Her professional stage career began when she was cast in Beehive, the 1960s Musical at what is now the Garner Galleria Theatre while she was still a senior at Thomas Jefferson High School. Since then, she has sung the national anthem before 78,000 Broncos fans and performed on “America’s Got Talent.” She has performed at three Democratic National Conventions, on military bases worldwide, and last month she warmed up the Civic Center Park crowd at John Hickenlooper’s presidential kick-off rally.
Lee’s lengthy theatre resume includes work at the Arvada Center, Country Dinner Playhouse and three national tours. She won a 2015 True West Award for her performance in Uncle Jed’s Barbershop at the Cleo Parker Robinson Dance Theatre, and last year she returned to her signature role as Billie Holiday in Lady Day at Emerson’s Bar & Grill for runs at the Vintage Theatre and Garner Galleria Theatre.
“I’ve had this career forever, and that’s why it’s important for me to continue to be who I am and do what I do,” Lee said. “That’s why from the very beginning it was important for me to keep my own name.”
Nathaniel Waite-Lutz’s artwork that was honored by Mary Louise Lee’s Bringing Back the Arts foundation four years ago.
Speaking of names, whenever Hancock attends a performance involving his wife, “I’m ‘Mr. Lee,’ ” he said with a laugh. “Theatre is her world. And in that world, she has been a star since she was a teenager.”
Lee has used her public forum to create Bringing Back the Arts, a foundation that encourages arts education in the public schools. In a coincidence that is perhaps anything but, it turns out that Nathaniel Waite-Lutz, one of two young actors who plays Noah Gellman, won an award from Lee’s foundation through his school four years ago.
“Bringing Back the Arts exists to provide access to our cultural institutions and to promote our local artists,” Lee said. “It’s important to me because I am a proud product of the Denver Public Schools. When I was a student, it wasn’t even a question: You had to take art classes. Now it’s being cut completely. I think it is important for us to make sure that our kids have an artistic outlet so they can use the other half of their brains and grow into balanced adults who are able think outside of the box.”
Lee’s busy schedule means juggling both her public responsibilities and a full performing slate that recently had her Mary Louise Lee Band performing a month of sold-out tributes to Diana Ross at the Clocktower Cabaret. Lee, also the mother of 20- and 23-year-olds, can’t often make time for the all-consuming demands of starring in a local stage musical. But she was encouraged by a friend to study the score of Caroline, Or Change. “And I knew I wanted to audition as soon as I heard it,” she said.
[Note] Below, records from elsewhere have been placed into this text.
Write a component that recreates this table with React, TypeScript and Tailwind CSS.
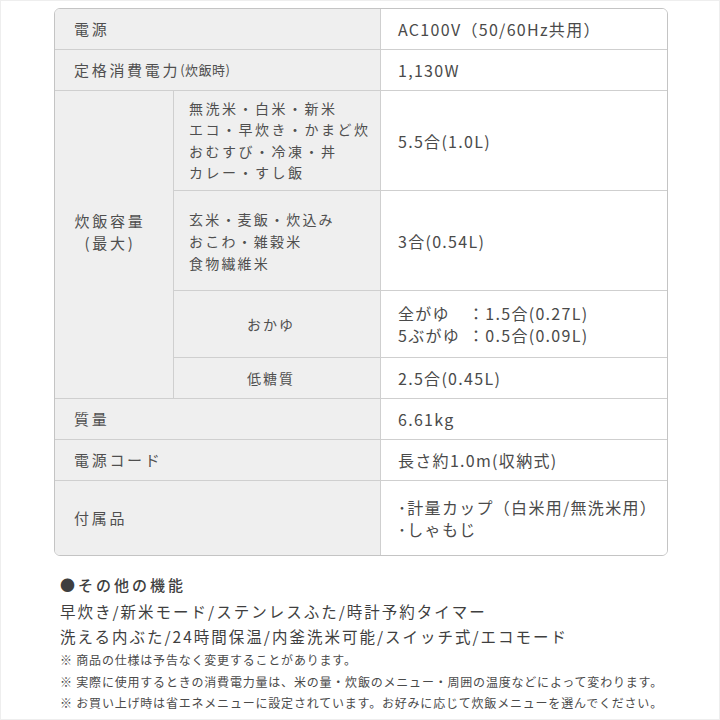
import React from "react";

const font = { fontFamily: '"Noto Sans CJK JP", "Noto Sans", sans-serif' };

function Label({ children, className = "" }: { children: React.ReactNode; className?: string }) {
  return (
    <div className={"bg-[#efefef] flex items-center border-b border-[#cfcfcf] " + className}>{children}</div>
  );
}

function Value({ children, className = "" }: { children: React.ReactNode; className?: string }) {
  return (
    <div className={"bg-white flex items-center pl-[17px] border-l border-b border-[#cfcfcf] text-[16px] tracking-[1.3px] text-[#4a4a4a] " + className}>
      {children}
    </div>
  );
}

export default function App() {
  return (
    <div className="w-[720px] h-[720px] bg-white border border-[#eeeeee] overflow-hidden" style={font}>
      <div className="mt-[7px] ml-[53px] w-[614px] border border-[#c4c4c4] rounded-[6px] overflow-hidden grid grid-cols-[118px_207px_1fr] grid-rows-[41px_41px_100px_100px_67px_41px_41px_41px_74px] text-[#4f4f4f]">
        <Label className="col-span-2 pl-[19px] text-[15px] tracking-[2.7px]">電源</Label>
        <Value>AC100V（50/60Hz共用）</Value>

        <Label className="col-span-2 pl-[19px] text-[15px] tracking-[2.7px]">
          定格消費電力<span className="text-[13px] tracking-[0.5px]">(炊飯時)</span>
        </Label>
        <Value>1,130W</Value>

        <Label className="row-span-4 flex-col justify-center items-center pr-[8px] pb-[26px] text-[15px] tracking-[2.7px] leading-[22px]">
          <span>炊飯容量</span>
          <span>(最大)</span>
        </Label>
        <Label className="border-l pl-[15px] text-[14px] tracking-[2.5px] leading-[21.5px]">
          <div>
            <div>無洗米・白米・新米</div>
            <div>エコ・早炊き・かまど炊</div>
            <div>おむすび・冷凍・丼</div>
            <div>カレー・すし飯</div>
          </div>
        </Label>
        <Value>5.5合(1.0L)</Value>

        <Label className="border-l pl-[15px] text-[14px] tracking-[2.2px] leading-[22px]">
          <div>
            <div>玄米・麦飯・炊込み</div>
            <div>おこわ・雑穀米</div>
            <div>食物繊維米</div>
          </div>
        </Label>
        <Value>3合(0.54L)</Value>

        <Label className="border-l justify-center pr-[12px] text-[14px] tracking-[2px]">おかゆ</Label>
        <Value className="leading-[22px]">
          <div>
            <div className="flex">
              <span className="w-[70px]">全がゆ</span>
              <span>：1.5合(0.27L)</span>
            </div>
            <div className="flex">
              <span className="w-[70px]">5ぶがゆ</span>
              <span>：0.5合(0.09L)</span>
            </div>
          </div>
        </Value>

        <Label className="border-l justify-center pr-[12px] text-[14px] tracking-[2px]">低糖質</Label>
        <Value>2.5合(0.45L)</Value>

        <Label className="col-span-2 pl-[19px] text-[15px] tracking-[2.7px]">質量</Label>
        <Value>6.61kg</Value>

        <Label className="col-span-2 pl-[19px] text-[15px] tracking-[2.7px]">電源コード</Label>
        <Value>長さ約1.0m(収納式)</Value>

        <Label className="col-span-2 pl-[19px] text-[15px] tracking-[2.7px] border-b-0">付属品</Label>
        <Value className="border-b-0 leading-[22px] tracking-[1.1px]">
          <div>
            <div>･計量カップ（白米用/無洗米用）</div>
            <div>･しゃもじ</div>
          </div>
        </Value>
      </div>

      <div className="pl-[59px] mt-[18px] text-[#3f3f3f]">
        <div className="text-[15px] leading-[22px] font-medium tracking-[3px]">●その他の機能</div>
        <div className="text-[15.5px] leading-[25px] tracking-[2px] mt-[3px]">
          <div>早炊き/新米モード/ステンレスふた/時計予約タイマー</div>
          <div>洗える内ぶた/24時間保温/内釜洗米可能/スイッチ式/エコモード</div>
        </div>
        <div className="text-[12px] leading-[21.5px] tracking-[0.8px] text-[#4a4a4a] whitespace-nowrap">
          <div>※ 商品の仕様は予告なく変更することがあります。</div>
          <div>※ 実際に使用するときの消費電力量は、米の量・炊飯のメニュー・周囲の温度などによって変わります。</div>
          <div>※ お買い上げ時は省エネメニューに設定されています。お好みに応じて炊飯メニューを選んでください。</div>
        </div>
      </div>
    </div>
  );
}
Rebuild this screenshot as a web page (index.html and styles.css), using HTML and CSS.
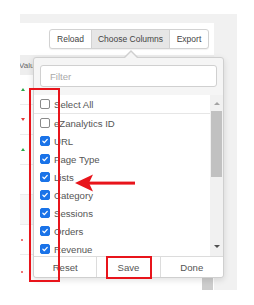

Lee has reunited with many old friends on this show. She performed with Moten (the director) in a production of Ain’t Misbehavin’ at the old Country Dinner Playhouse back in 2003. She’s worked before with Musical Director Trent Hines. And the cast includes award-winning actor Leonard Barrett Jr., with whom she performed in a different staging of Ain’t Misbehavin’, and Betty Hart, who directed Lee in Lady Day last year.
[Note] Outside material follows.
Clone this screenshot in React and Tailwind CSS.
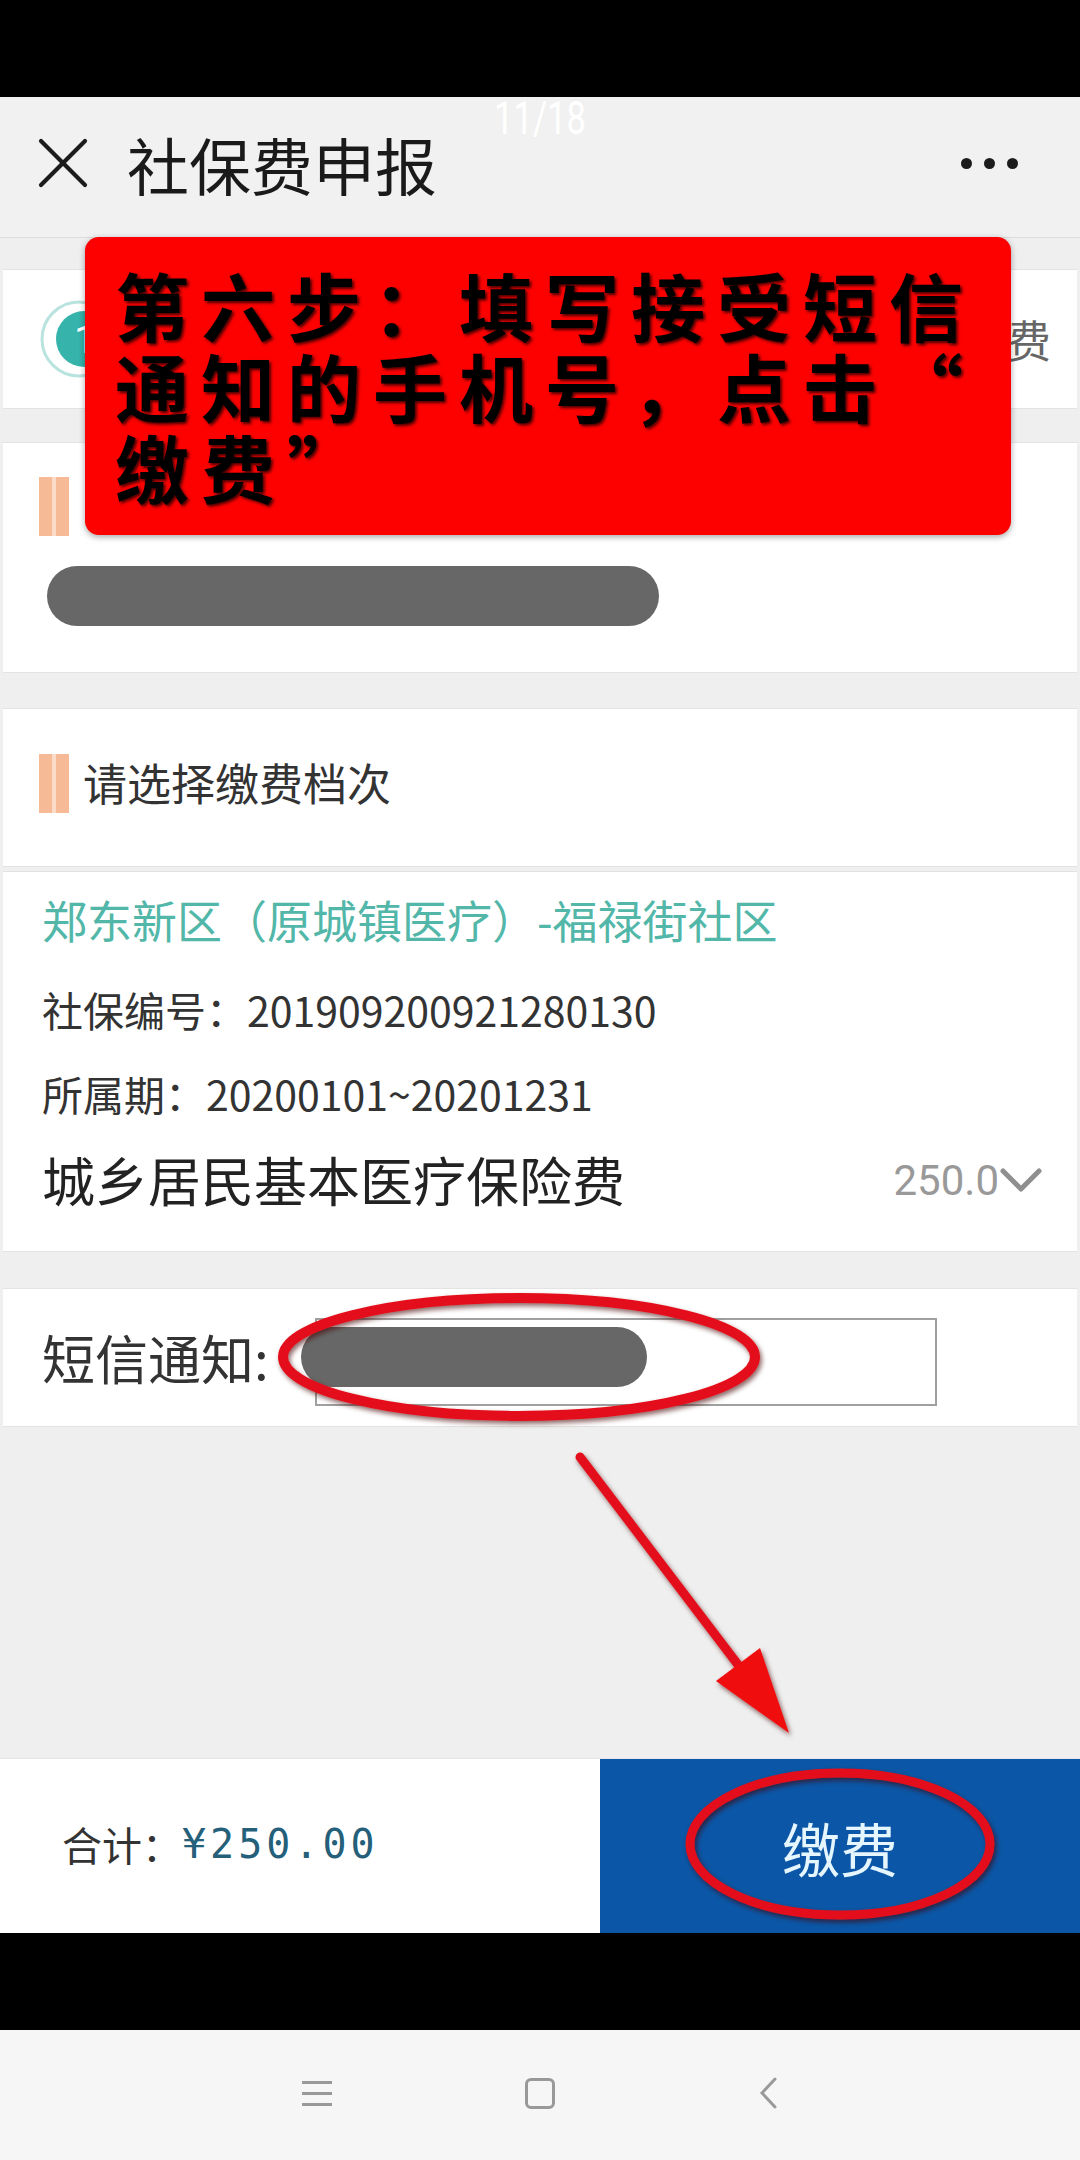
import { X } from 'lucide-react';

const cjk = { fontFamily: '"Noto Sans CJK SC", "Noto Sans", sans-serif' };

function OrangeBar({ className = '' }) {
  return (
    <div className={`flex h-[59px] w-[30px] shrink-0 ${className}`}>
      <div className="w-[13px] bg-[#f6bb96]" />
      <div className="w-[4px] bg-[#fbdcc8]" />
      <div className="w-[13px] bg-[#f6bb96]" />
    </div>
  );
}

function Card({ className = '', children }) {
  return (
    <div className={`mx-[3px] bg-white border-y border-[#e3e3e3] ${className}`}>{children}</div>
  );
}

export default function App() {
  return (
    <div className="relative w-[1080px] h-[2160px] overflow-hidden flex flex-col bg-[#efefef]" style={cjk}>
      {/* status bar */}
      <div className="h-[97px] bg-black shrink-0" />

      {/* header */}
      <div className="relative h-[141px] shrink-0 bg-[#f1f1f1] border-b border-[#dcdcdc] flex items-center pl-[19px] pr-[62px]">
        <span className="absolute left-1/2 top-[-2px] -translate-x-1/2 scale-x-75 text-[46px] leading-[46px] text-white" style={{ fontFamily: 'Roboto, sans-serif' }}>
          11/18
        </span>
        <X className="w-[88px] h-[88px] text-[#1c1c1c] mt-[-8px]" strokeWidth={1.15} />
        <h1 className="ml-[20px] text-[62px] leading-none text-[#1a1a1a] mt-[-6px]">社保费申报</h1>
        <div className="ml-auto flex gap-[12px] mt-[-8px]">
          <span className="w-[11px] h-[11px] rounded-full bg-[#1c1c1c]" />
          <span className="w-[11px] h-[11px] rounded-full bg-[#1c1c1c]" />
          <span className="w-[11px] h-[11px] rounded-full bg-[#1c1c1c]" />
        </div>
      </div>

      {/* content */}
      <div className="flex-1 flex flex-col pt-[31px]">
        {/* step indicator */}
        <Card className="h-[140px] flex items-center pl-[36px] pr-[26px]">
          <svg width="80" height="80" viewBox="0 0 80 80">
            <circle cx="40" cy="40" r="37" fill="none" stroke="#b9e3df" strokeWidth="3" />
            <circle cx="45" cy="40" r="28" fill="#36b3aa" />
            <text x="46" y="54" fontSize="38" fill="#fff" textAnchor="middle" fontFamily="Roboto, sans-serif">1</text>
          </svg>
          <span className="ml-auto text-[44px] text-[#666]">费</span>
        </Card>

        {/* payer */}
        <Card className="h-[231px] mt-[33px] pt-[34px] pl-[36px]">
          <OrangeBar />
          <div className="mt-[30px] ml-[8px] w-[612px] h-[60px] rounded-full bg-[#676767]" />
        </Card>

        {/* level header */}
        <Card className="h-[159px] mt-[35px] flex items-center pl-[36px]">
          <OrangeBar className="mt-[-8px]" />
          <span className="ml-[14px] text-[44px] leading-none text-[#333] mt-[-12px]">请选择缴费档次</span>
        </Card>

        {/* detail */}
        <Card className="h-[381px] mt-[4px] px-[39px] flex flex-col">
          <div className="h-[96px] flex items-center text-[45px] text-[#52b7a9] whitespace-nowrap">
            郑东新区（原城镇医疗）-福禄街社区
          </div>
          <div className="h-[84px] flex items-center text-[41px] text-[#333]">社保编号：201909200921280130</div>
          <div className="h-[84px] flex items-center text-[41px] text-[#333]">所属期：20200101~20201231</div>
          <div className="h-[88px] flex items-center">
            <span className="text-[53px] text-[#222]">城乡居民基本医疗保险费</span>
            <span className="ml-auto text-[42px] text-[#999]" style={{ fontFamily: 'Roboto, sans-serif' }}>250.0</span>
            <svg width="44" height="30" viewBox="0 0 44 30" className="mr-[-5px]">
              <path d="M4 6 L22 24 L40 6" fill="none" stroke="#8f8f8f" strokeWidth="5" strokeLinecap="round" strokeLinejoin="round" />
            </svg>
          </div>
        </Card>

        {/* sms */}
        <Card className="h-[139px] mt-[36px] flex items-center pl-[39px]">
          <span className="text-[53px] text-[#333]">短信通知:</span>
          <div className="relative ml-[46px] w-[622px] h-[88px] border-2 border-[#a0a0a0] mt-[8px]">
            <div className="absolute left-[-16px] top-[7px] w-[346px] h-[60px] rounded-[30px] bg-[#676767]" />
          </div>
        </Card>
      </div>

      {/* bottom bar */}
      <div className="h-[175px] shrink-0 flex border-t border-[#e6e6e6]">
        <div className="w-[600px] bg-white flex items-center pl-[62px] pb-[4px]">
          <span className="text-[40px] text-[#333]">合计：</span>
          <span className="text-[40px] tracking-[4px] text-[#24607a]" style={{ fontFamily: '"DejaVu Sans Mono", monospace' }}>¥250.00</span>
        </div>
        <div className="flex-1 bg-[#0b56a6] flex items-center justify-center">
          <span className="text-[58px] text-[#e6f6ff] mt-[2px]">缴费</span>
        </div>
      </div>

      <div className="h-[97px] shrink-0 bg-black" />

      {/* nav bar */}
      <div className="h-[130px] shrink-0 bg-[#f6f6f6] flex items-center pl-[302px] pb-[4px]">
        <div className="flex flex-col gap-[8px] w-[30px]">
          <span className="h-[3px] bg-[#999]" />
          <span className="h-[3px] bg-[#999]" />
          <span className="h-[3px] bg-[#999]" />
        </div>
        <div className="ml-[193px] w-[30px] h-[31px] rounded-[6px] border-[3px] border-[#999]" />
        <svg width="20" height="32" viewBox="0 0 20 32" className="ml-[203px]">
          <path d="M17 2 L4 16 L17 30" fill="none" stroke="#999" strokeWidth="3" strokeLinecap="round" />
        </svg>
      </div>

      {/* tutorial callout */}
      <div className="absolute left-[85px] top-[237px] w-[926px] h-[298px] rounded-[14px] bg-[#fd0000] shadow-[0_2px_6px_rgba(0,0,0,0.35)] pl-[30px] pt-[26px]">
        <p className="text-[74px] leading-[81px] font-bold tracking-[12px] text-black whitespace-nowrap [text-shadow:2px_2px_3px_#4a0000]">
          第六步：填写接受短信
          <br />
          通知的手机号，点击“
          <br />
          缴费”
        </p>
      </div>

      {/* annotations */}
      <svg className="absolute inset-0 pointer-events-none" width="1080" height="2160" viewBox="0 0 1080 2160">
        <defs>
          <filter id="sh" x="-20%" y="-20%" width="140%" height="140%">
            <feDropShadow dx="2" dy="3" stdDeviation="2.5" floodColor="#400" floodOpacity="0.6" />
          </filter>
        </defs>
        <ellipse cx="519" cy="1357" rx="236" ry="59" fill="none" stroke="#e3111a" strokeWidth="10" filter="url(#sh)" />
        <ellipse cx="840" cy="1844" rx="150" ry="71" fill="none" stroke="#e3111a" strokeWidth="9" filter="url(#sh)" />
        <g filter="url(#sh)">
          <line x1="580" y1="1457" x2="742" y2="1670" stroke="#e3111a" strokeWidth="9" strokeLinecap="round" />
          <polygon points="789,1733 716,1681 760,1648" fill="#f01010" />
        </g>
      </svg>
    </div>
  );
}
“It was just meant to be,” said Lee. And lucky for the Aurora Fox, where she last appeared in Nunsense in 1996.
‘She makes a lot of singing seem effortless,’ Leonard E. Barrett Jr., says of Mary Louise Lee. Photo by Carlos Flores.
“She makes a lot of singing seem effortless, and it is the effortlessness that blows your mind,” said Barrett, who added that Lee has been so low-key at rehearsals that many in the cast probably haven’t even put together who she is yet.
Well, except for young Owen Zitek, who plays Caroline’s son, Joe. “I’m creepy. I looked her up on Google, and I was really impressed,” said Zitek, who starred as one of three pinball wizards in the DCPA Theatre Company’s 2018 production of The Who’s Tommy. “She is so nice to us. She really is our mother. She’s like our play mom.”
Sophia Dotson, who last summer became the youngest Colorado Theatre Guild Henry Award winner in history for her work in Miners Alley Playhouse’s Fun Home, shares the role of Noah with Waite-Lutz. “She’s awesome,” Dotson said of Lee. “She’s so supportive of everyone. I don’t think of her as this big star because she is so humble and so talented and such a fun person to be around.”
All that matters to Moten is what Lee brings to the role. And that, he said, is estimable.
“She brings the experience necessary to pull off Caroline, but also an authenticity that I just knew would made her the person I wanted to do this role.”
Lee said the final result “is a loving story presented by an awesome cast.”
She calls Caroline, Or Change “a very loving and heartfelt musical, and I think everybody needs to experience it,” she said. “We’re out there on that stage giving our all to tell this beautiful story about a Jewish family and an African American family that is absolutely amazing and very right for this day and age.”